It is termed a code (codex), in the certificate of Anianus, the king's referendary, but unlike the code of Justinian, from which the writings of jurists were excluded, it comprises both imperial constitutions (leges) and juridical treatises (jura). From the circumstance that the Breviarium has prefixed to it a royal rescript (commonitorium) directing that copies of it, certified under the hand of Anianus, should be received exclusively as law throughout the kingdom of the Visigoths, the compilation of the code has been attributed to Anianus by many writers, and it is frequently designated the Breviary of Anianus (Breviarium Aniani).

The code, however, appears to have been known amongst the Visigoths by the title of Lex Romana or Lex Theodosii, and it was not until the 16th century that the title of Breviarium was introduced to distinguish it from a recast of the code, the Lex Romana Curiensis which was introduced into northern Italy in the 9th century for the use of the Romans in Lombardy. This recast of the Visigothic code was published in the 18th century for the first time by Paolo Canciani in his collection of ancient laws entitled Barbarorum Leges Antiquae. Another manuscript of this Lombard recast of the Visigothic code was discovered by Gustav Friedrich Hänel in the library of St Gall.

The chief value of the Visigothic code is as a source for Roman Law, including the first five books of the Theodosian Code (Codex Theodosianus), five books of the Sententiae Receptae of Julius Paulus. Until the discovery of a manuscript in the chapter library in Verona, which contained the greater part of the Institutes of Gaius, it was the only known work containing the institutional writings of Gaius, an important ancient Roman jurist.

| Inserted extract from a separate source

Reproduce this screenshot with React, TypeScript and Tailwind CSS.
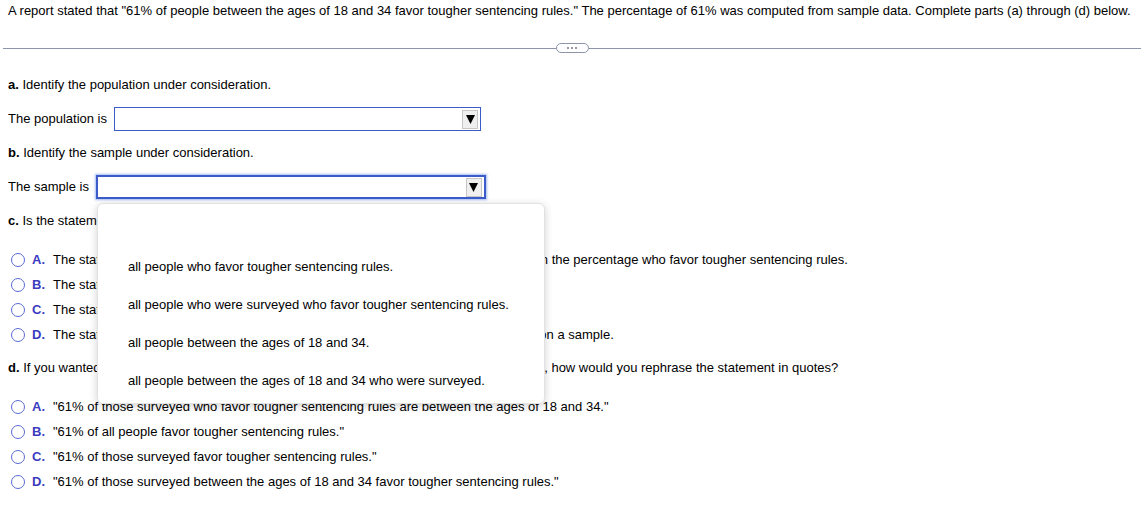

The Breviary had the effect of preserving the traditions of Roman law in Aquitania and Gallia Narbonensis, which became both Provence and Septimania, thus reinforcing their sense of enduring continuity, broken in the Frankish north.

==Contents==
The Breviary of Alaric comprises:
- sixteen books of the Codex Theodosianus;
- the novels (decrees) of –
  - Theodosius II,
  - Valentinian III,
  - Marcian,
  - Majorian and
  - Libius Severus;
- the institutes of Gaius;
- five books of the Sententiae Receptae of Julius Paulus;
- thirteen titles of the Codex Gregorianus;
- two titles of the Codex Hermogenianus; and
- a fragment of the first book of the Responsa Papiniani.